Many of us would like to make our homes more eco-friendly without making them appear spartan or plain. With buzzwords like green living, upcycling and sustainable furnishings now serious trends in interior design circles, an eco-friendly home has never been more desirable. With green awareness in mind, here are some tips on how to remodel the various living spaces in the home to make them more eco-friendly while at the same time keeping them comfortable, stylish, and appealing.
A green home is a healthy home
An eco-friendly or green home is not only one that reduces the homeowner’s carbon footprint, it is also about making a healthier home, with improved air quality, less harmful chemicals and a better use of natural light. The products that we purchase for our homes, from paints and rugs to upholstery and furniture, can often contain harmful chemicals and pollutants, so it’s important we pay more attention to what we buy – not only for the planet but also for ourselves.
Choose eco-friendly, water-based paints rather than oil-based ones: These emit far less pollutants and are just as effective. This is also true of other wall coverings – consider using ceramic tiling or wood or cork paneling over traditional wallpaper, for a natural, warm texture.
Plants add life, color and vitality to your home, but they do much more than that: They help filter air, removing harmful chemicals from a room and providing much-needed oxygen. So choose some hardy houseplants that suit your own personal decor, whether that means colorful flowering ones or tall, elegant palms or cacti.
Save on heating and electricity bills
Maximize natural light by removing heavy drapes and installing skylights or patio doors, or consider an open plan to your house that lets light flow from one room to the other. This will raise everyone’s mood, as sunlight is known to boost happiness, but it will also help you save on electricity bills, too, as you won’t need to switch on electrical lamps as often. Remember that light colors reflect light while dark ones absorb it; so make your interiors light, fresh, and airy.
When night falls, however, the electric lights need to come on, so opt for energy-efficient bulbs and LED lighting. Similarly, remember to insulate your home to save heating costs – use green insulation materials such as recycled denim, newspapers and lambswool and replace drafty old windows with energy-efficient glazing. When it comes to window treatments, solid shutters also help retain heat, and are produced in natural materials such as FSC-certified wood.
Use organic, natural materials
Use organic, natural materials such as cork and bamboo, and linen and unbleached cotton for upholstery and drapes. Bamboo is ideal for home design because it grows quickly and what is cut down can thus quickly be reforested. It is also extremely strong and versatile, and can be used for everything from chairs and flooring to plates and bowls.
Wood is one of the greenest materials one can use, and it has wonderful, natural warmth to it that is hard to replicate with synthetic materials. Always ensure you buy FSC-certified wood, however; this has been independently checked as having been grown in sustainable forests under responsible conditions with respect for both workers and the environment.

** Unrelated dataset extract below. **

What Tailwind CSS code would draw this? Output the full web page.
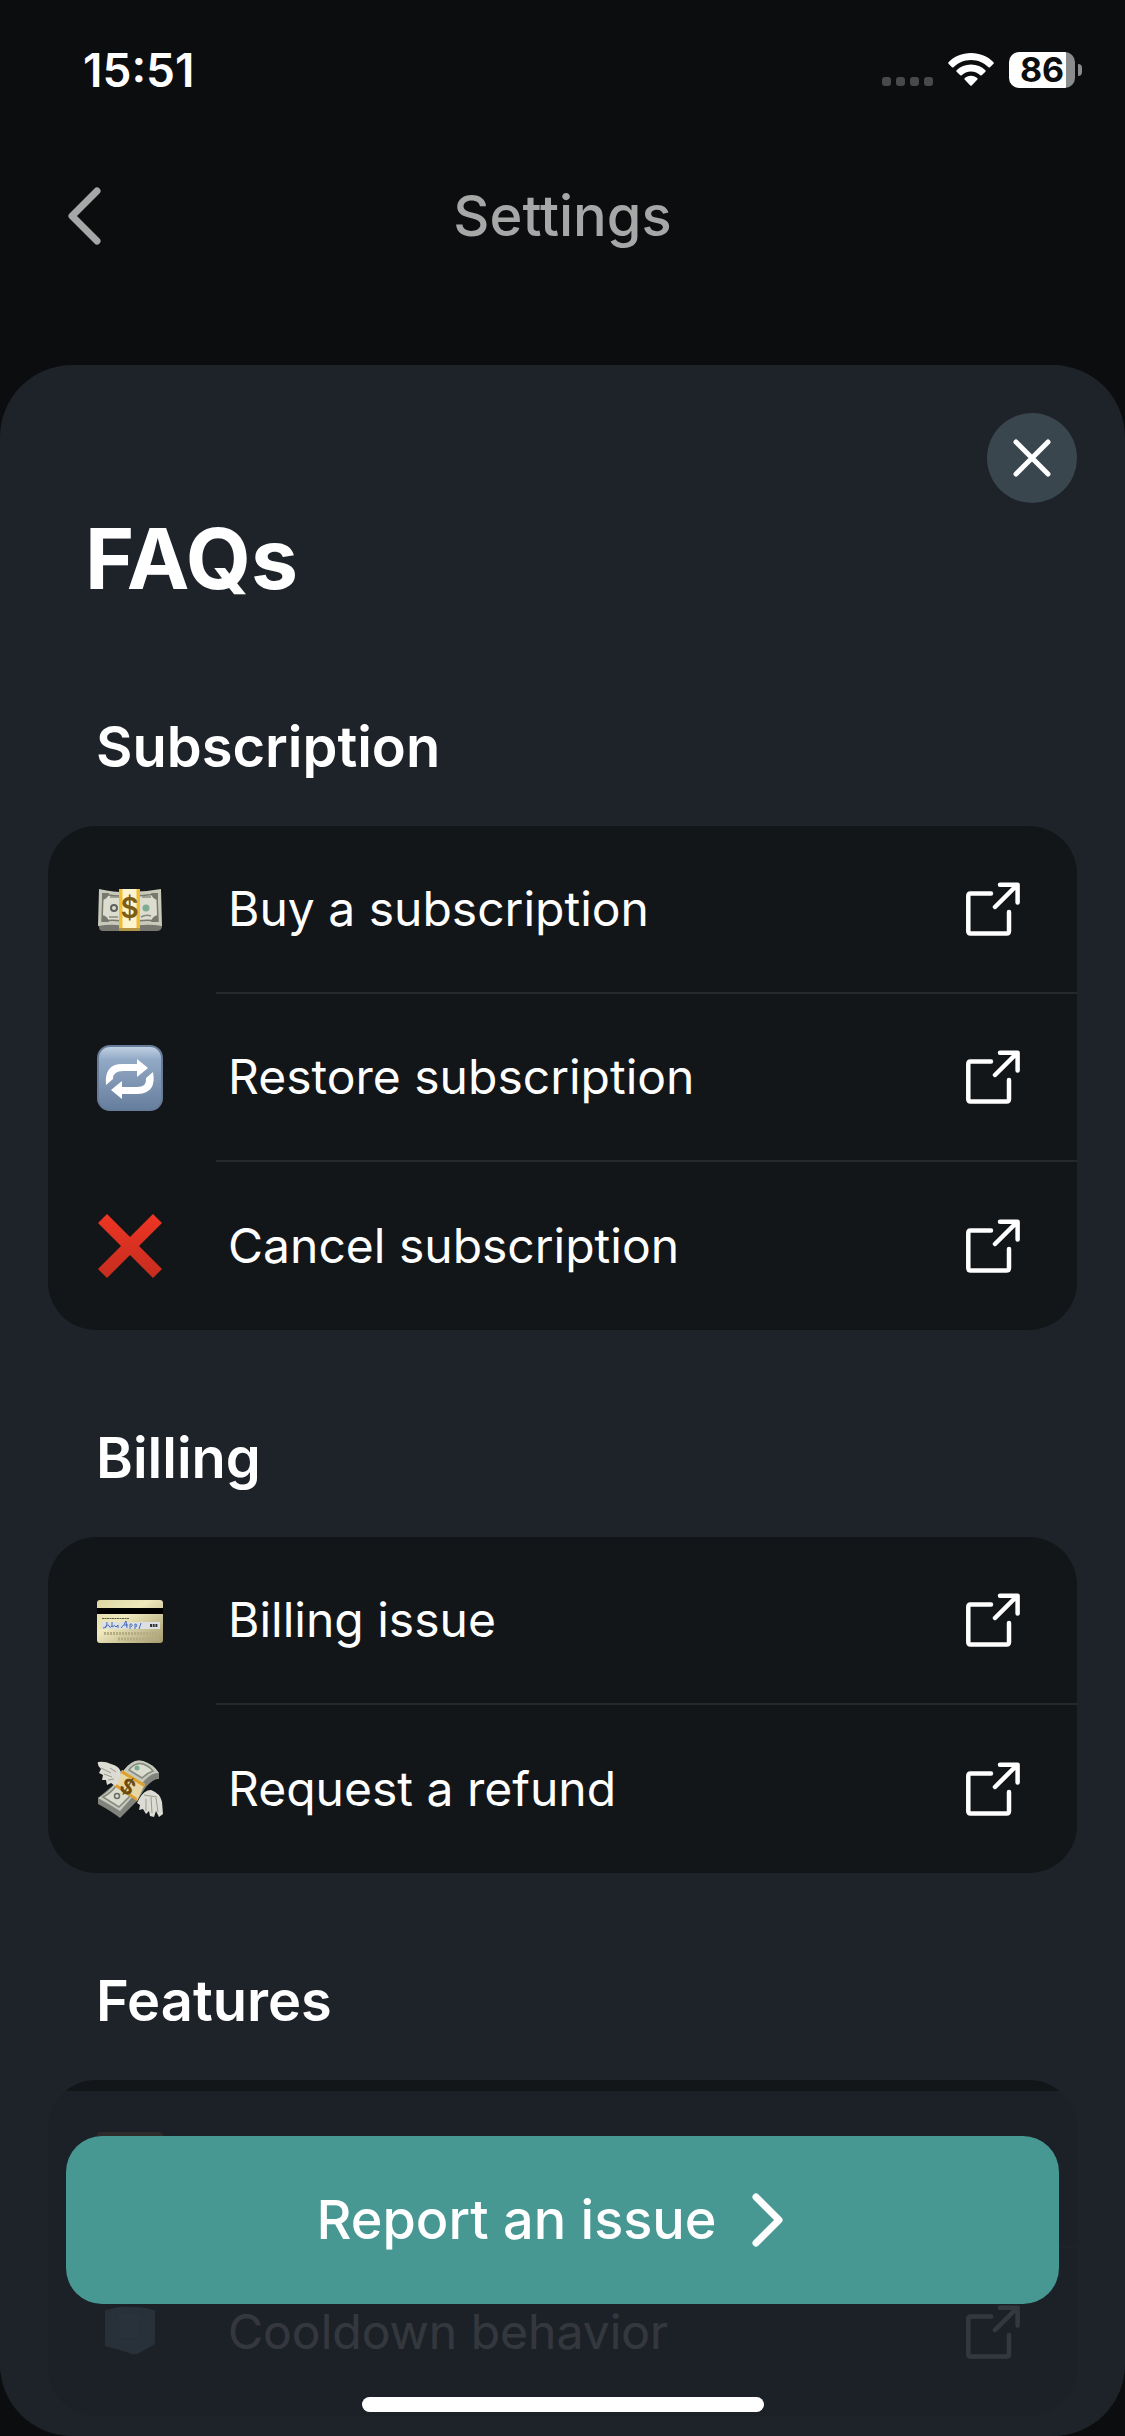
<!DOCTYPE html>
<html lang="en">
<head>
    <meta charset="UTF-8">
    <meta name="viewport" content="width=device-width, initial-scale=1.0">
    <title>FAQs</title>
    <script src="https://cdn.jsdelivr.net/npm/@tailwindcss/browser@4"></script>
</head>
<body class="h-screen flex flex-col overflow-hidden bg-[#0b0d0e] text-white font-['Inter','Liberation_Sans',sans-serif]">
    <!-- Shared icons -->
    <svg class="hidden">
        <symbol id="external" viewBox="0 0 54 54" fill="none" stroke="currentColor" stroke-width="4.500" stroke-linecap="round" stroke-linejoin="round">
            <path d="M25 11.500H4.500Q2.300 11.500 2.300 14V49Q2.300 51.500 4.500 51.500H40.500Q43 51.500 43 49V30" />
            <path d="M29 25 51 3M34 2.700H51.600V20.500" />
        </symbol>
    </svg>

    <!-- Status bar -->
    <div class="h-[140px] shrink-0 flex items-center justify-between pl-[83px] pr-[43px]">
        <p class="text-[46px] leading-none font-semibold">15:51</p>
        <div class="flex items-center">
            <svg class="w-[51px] h-[34px] mr-[15px]" viewBox="0 0 51 34" fill="#48494b">
                <rect x="0" y="24" width="9" height="9" rx="3" />
                <rect x="14" y="24" width="9" height="9" rx="3" />
                <rect x="28" y="24" width="9" height="9" rx="3" />
                <rect x="42" y="24" width="9" height="9" rx="3" />
            </svg>
            <svg class="w-[46px] h-[34px] mr-[15px]" viewBox="0 0 46 34" fill="#fff">
                <path d="M23 0C14 0 6 3.500.5 9.200Q-.2 10 .5 10.700L4 14.200Q4.700 14.800 5.500 14.200C10 9.800 16 7 23 7S36 9.800 40.500 14.200Q41.300 14.800 42 14.200L45.500 10.700Q46.200 10 45.500 9.200C40 3.500 32 0 23 0Z" />
                <path d="M23 11.500C17.300 11.500 12.300 13.700 8.600 17.300Q8 18 8.600 18.700L12.300 22.300Q13 22.900 13.700 22.300C16.200 20 19.300 18.500 23 18.500S29.800 20 32.300 22.300Q33 22.900 33.700 22.300L37.400 18.700Q38 18 37.400 17.300C33.700 13.700 28.700 11.500 23 11.500Z" />
                <path d="M23 22.700C20.300 22.700 18.200 23.600 16.600 25.200Q16 26 16.600 26.600L22.300 32.500Q23 33.100 23.700 32.500L29.400 26.600Q30 26 29.400 25.200C27.800 23.600 25.700 22.700 23 22.700Z" />
            </svg>
            <div class="w-[66px] h-9 rounded-[10px] bg-linear-to-r from-white from-[57px] to-[#8a8b8c] to-[57px] flex items-center justify-center text-[34px] leading-9 font-bold text-[#0b0d0e]">86</div>
            <div class="w-1 h-3 ml-[3px] rounded-r-full bg-[#8a8b8c]"></div>
        </div>
    </div>

    <!-- Settings header behind the sheet -->
    <header class="h-[152px] mb-[73px] shrink-0 grid grid-cols-[1fr_auto_1fr] items-center px-16 text-[#a6a7a7]">
        <button aria-label="Back" class="justify-self-start">
            <svg class="w-10 h-[60px]" viewBox="0 0 40 60" fill="none" stroke="currentColor" stroke-width="7" stroke-linecap="round" stroke-linejoin="round">
                <path d="M33 5 8 30 33 55" />
            </svg>
        </button>
        <h2 class="text-[56px] leading-none font-medium">Settings</h2>
    </header>

    <!-- FAQ sheet -->
    <main class="relative flex-1 min-h-0 overflow-hidden rounded-[72px] bg-[#1e2229] px-12 pt-12">
        <button aria-label="Close" class="ml-auto size-[90px] rounded-full bg-[#3a464e] flex items-center justify-center">
            <svg class="size-10" viewBox="0 0 40 40" fill="none" stroke="currentColor" stroke-width="5" stroke-linecap="round">
                <path d="M4 4 36 36M36 4 4 36" />
            </svg>
        </button>
        <h1 class="mt-2 pb-3 px-[37px] text-[84px] leading-[96px] font-bold">FAQs</h1>

        <section class="mt-24">
            <h2 class="mb-[47px] px-12 text-[56px] leading-[64px] font-semibold">Subscription</h2>
            <ul class="rounded-[48px] overflow-hidden bg-[#121619]">
                <li>
                    <a href="#buy" class="flex h-[168px]">
                        <span class="w-[168px] flex items-center pl-[49px]">
                            <svg class="size-[66px]" viewBox="0 0 66 66">
                                <path d="M1 47 2 50Q2 54 6 54H60Q64 54 65 50V47Z" fill="#77766f" />
                                <path d="M2 12Q22 16 33 15 48 15 64 12L65 49Q48 46 33 50 18 46 1 49Z" fill="#c9c9ba" />
                                <path d="M6 17Q22 20 33 19 46 19 60 17L61 44Q48 42 33 45 18 42 5 44Z" fill="#dcdccf" stroke="#77796f" stroke-width="1.500" />
                                <path d="M5 16h7q-1 6-7 7zM61 16h-7q1 6 7 7zM5 45h7q-1-6-7-7zM61 45h-7q1-6 7-7z" fill="#77796f" />
                                <path d="M13 20h9M45 20h9M12 40h9M44 40q5-3 10-1" stroke="#8a8b80" stroke-width="1.500" fill="none" />
                                <circle cx="17" cy="31" r="3" fill="none" stroke="#5e625b" stroke-width="2" />
                                <circle cx="49" cy="31" r="3.500" fill="#7eac93" />
                                <rect x="22" y="12" width="21" height="39" fill="#efbe35" />
                                <rect x="25.500" y="12" width="14" height="39" fill="#fdf4cf" />
                                <rect x="22" y="51" width="21" height="3" fill="#b39545" />
                                <text x="32.500" y="41" text-anchor="middle" font-size="28" font-weight="600" fill="#7c5c12">$</text>
                            </svg>
                        </span>
                        <span class="flex-1 flex items-center justify-between pl-3 pr-[57px] border-b-2 border-[#26292c]">
                            <span class="text-[48px] leading-none">Buy a subscription</span>
                            <svg class="size-[54px]"><use href="#external" /></svg>
                        </span>
                    </a>
                </li>
                <li>
                    <a href="#restore" class="flex h-[168px]">
                        <span class="w-[168px] flex items-center pl-[49px]">
                            <svg class="size-[66px]" viewBox="0 0 66 66">
                                <defs>
                                    <linearGradient id="tile" x2="0" y2="1">
                                        <stop offset="0" stop-color="#bfd0e2" />
                                        <stop offset=".2" stop-color="#93aac6" />
                                        <stop offset="1" stop-color="#677f9e" />
                                    </linearGradient>
                                </defs>
                                <rect width="66" height="66" rx="13" fill="#677c9a" />
                                <rect x="2" y="2" width="62" height="62" rx="11" fill="url(#tile)" />
                                <path d="M9 40Q7 19 25 19H40V14L51 23 40 32V26H26Q16 26 16 34Z" fill="#fff" />
                                <path d="M56 27Q60 48 41 49H25V54L14 45 25 36V42H40Q50 42 49 33Z" fill="#fff" />
                            </svg>
                        </span>
                        <span class="flex-1 flex items-center justify-between pl-3 pr-[57px] border-b-2 border-[#26292c]">
                            <span class="text-[48px] leading-none">Restore subscription</span>
                            <svg class="size-[54px]"><use href="#external" /></svg>
                        </span>
                    </a>
                </li>
                <li>
                    <a href="#cancel" class="flex h-[168px]">
                        <span class="w-[168px] flex items-center pl-[49px]">
                            <svg class="size-[66px]" viewBox="0 0 66 66">
                                <defs>
                                    <linearGradient id="cross" x2="0" y2="1">
                                        <stop offset="0" stop-color="#ee3524" />
                                        <stop offset="1" stop-color="#c52d1f" />
                                    </linearGradient>
                                </defs>
                                <path d="M10 1 33 24 56 1 65 10 42 33 65 56 56 65 33 42 10 65 1 56 24 33 1 10Z" fill="url(#cross)" />
                            </svg>
                        </span>
                        <span class="flex-1 flex items-center justify-between pl-3 pr-[57px]">
                            <span class="text-[48px] leading-none">Cancel subscription</span>
                            <svg class="size-[54px]"><use href="#external" /></svg>
                        </span>
                    </a>
                </li>
            </ul>
        </section>

        <section class="mt-24">
            <h2 class="mb-[47px] px-12 text-[56px] leading-[64px] font-semibold">Billing</h2>
            <ul class="rounded-[48px] overflow-hidden bg-[#121619]">
                <li>
                    <a href="#billing" class="flex h-[168px]">
                        <span class="w-[168px] flex items-center pl-[49px]">
                            <svg class="size-[66px]" viewBox="0 0 66 66">
                                <defs>
                                    <linearGradient id="card" x2="1" y2="1">
                                        <stop offset="0" stop-color="#ded5a0" />
                                        <stop offset=".4" stop-color="#efe9bd" />
                                        <stop offset="1" stop-color="#a39a6d" />
                                    </linearGradient>
                                </defs>
                                <rect y="12" width="66" height="43" rx="3" fill="url(#card)" />
                                <rect y="20" width="66" height="6" fill="#000" />
                                <path d="M5 30.500h27" stroke="#5b5843" stroke-width="1" stroke-dasharray="2 .5" />
                                <rect x="4" y="34" width="59" height="7" fill="#dde0e3" />
                                <path d="M6 40q4 0 4-6m-2 6q3-5 4-2t3 0v-4m0 5q3-3 4 0l2-2v3m3 0q4-4 5-7l1 7m-3-3h4m2 4v-5q4 0 1 3m4 2v-5q3 0 1 3m3 2 2-6" fill="none" stroke="#4468b8" stroke-width="1" />
                                <path d="M53 37.500h8" stroke="#333" stroke-width="3" stroke-dasharray="2 .7" />
                                <path d="M7 45.500h55M21 51h41" stroke="#b5ac86" stroke-width="3" stroke-dasharray="2 1" />
                            </svg>
                        </span>
                        <span class="flex-1 flex items-center justify-between pl-3 pr-[57px] border-b-2 border-[#26292c]">
                            <span class="text-[48px] leading-none">Billing issue</span>
                            <svg class="size-[54px]"><use href="#external" /></svg>
                        </span>
                    </a>
                </li>
                <li>
                    <a href="#refund" class="flex h-[168px]">
                        <span class="w-[168px] flex items-center pl-[49px]">
                            <svg class="size-[66px]" viewBox="0 0 66 66">
                                <path d="M27 14Q36 2 46 5 56 8 62 17V23Q57 22 49 31L40 45 23 62Q14 55 1 48V42L20 26Z" fill="#81847d" />
                                <path d="M27 14Q36 2 46 5 56 8 62 17 55 16 47 25L38 38 23 55Q12 48 1 42 11 37 19 26Z" fill="#c5c8bc" />
                                <path d="M32 14Q38 6 46 8 52 10 56 15 50 17 45 22ZM6 41Q14 37 19 30L33 40 22 51Z" fill="#dadccf" stroke="#858a7c" stroke-width="1.500" />
                                <circle cx="40" cy="12" r="2.500" fill="#7cac92" />
                                <circle cx="20" cy="40" r="2.500" fill="none" stroke="#666c62" stroke-width="1.500" />
                                <path d="M25 14 48 28 40 45 18 29Z" fill="#e7d7a5" />
                                <path d="M25 14 48 28 47 31 24 17ZM18 27 40 42V45L17 30Z" fill="#dba12c" />
                                <text x="31" y="38" text-anchor="middle" font-size="21" font-weight="700" fill="#6b4b10" transform="rotate(32 31 30)">$</text>
                                <path d="M1 6Q8 5 14 8 22 10 24 16L21 27 18 30 14 27 10 29 9 24 5 24 6 19 2 17 4 13Q0 10 1 6Z" fill="#dcdcd4" />
                                <path d="M4 12 14 17M7 18l8 3M11 24l6-1M13 12l6 4" stroke="#9b9a8c" stroke-width="1" />
                                <path d="M42 43Q47 34 54 34 63 37 65 46L66 58 62 61 59 55 57 61 53 60 52 55 49 58 46 53 42 54 43 49 40 47Z" fill="#dcdcd4" />
                                <path d="M49 43v12M54 41l1 16M59 42l2 14M47 39l13 2" stroke="#9b9a8c" stroke-width="1" />
                            </svg>
                        </span>
                        <span class="flex-1 flex items-center justify-between pl-3 pr-[57px]">
                            <span class="text-[48px] leading-none">Request a refund</span>
                            <svg class="size-[54px]"><use href="#external" /></svg>
                        </span>
                    </a>
                </li>
            </ul>
        </section>

        <section class="mt-24">
            <h2 class="mb-[47px] px-12 text-[56px] leading-[64px] font-semibold">Features</h2>
            <ul class="rounded-[48px] overflow-hidden bg-[#121619]">
                <li class="flex h-[168px]">
                    <span class="w-[168px] flex items-center pl-[49px]">
                        <svg class="size-[66px]" viewBox="0 0 66 66">
                            <rect y="1" width="66" height="65" rx="4" fill="#b9853b" />
                        </svg>
                    </span>
                    <span class="flex-1 border-b-2 border-[#26292c]"></span>
                </li>
                <li>
                    <a href="#cooldown" class="flex h-[168px]">
                        <span class="w-[168px] flex items-center pl-[49px]">
                            <svg class="size-[66px]" viewBox="0 0 66 66">
                                <path d="M8 12Q20 7 34 8 50 8 58 12V45L42 54Q36 57 30 53L8 47Z" fill="#85b4cc" />
                                <path d="M20 14h24l-2 26H22ZM8 12l12 3M8 46l14-7M58 44l-16-5M58 12l-14 3" fill="#8fbcd2" stroke="#7aa8c0" stroke-width="2" />
                            </svg>
                        </span>
                        <span class="flex-1 flex items-center justify-between pl-3 pr-[57px]">
                            <span class="text-[48px] leading-none">Cooldown behavior</span>
                            <svg class="size-[54px]"><use href="#external" /></svg>
                        </span>
                    </a>
                </li>
            </ul>
        </section>

        <!-- Translucent footer over the list -->
        <footer class="absolute inset-x-0 bottom-0 px-[66px] pt-[45px] pb-6 bg-[#1e2229]/90 flex flex-col items-center">
            <button class="w-full h-[168px] rounded-[36px] bg-[#479792] flex items-center justify-center gap-2 text-[54px] leading-none font-medium">
                Report an issue
                <svg class="size-[84px]" viewBox="0 0 84 84" fill="none" stroke="currentColor" stroke-width="7" stroke-linecap="round" stroke-linejoin="round">
                    <path d="M31 19 54 42 31 65" />
                </svg>
            </button>
            <div class="mt-[93px] w-[402px] h-[15px] rounded-full bg-white"></div>
        </footer>
    </main>
</body>
</html>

Reuse, replace, and recycle
A green home is one that generates less waste, so work with what you already have. To ‘upcycle’ something means to remodel and reuse something in a way that improves its value, for example sprucing up your old dining chairs with new upholstery rather than buying new ones. When buying new furniture and appliances, look for stores that sell used items – even windows and doors can be reused and reclaimed.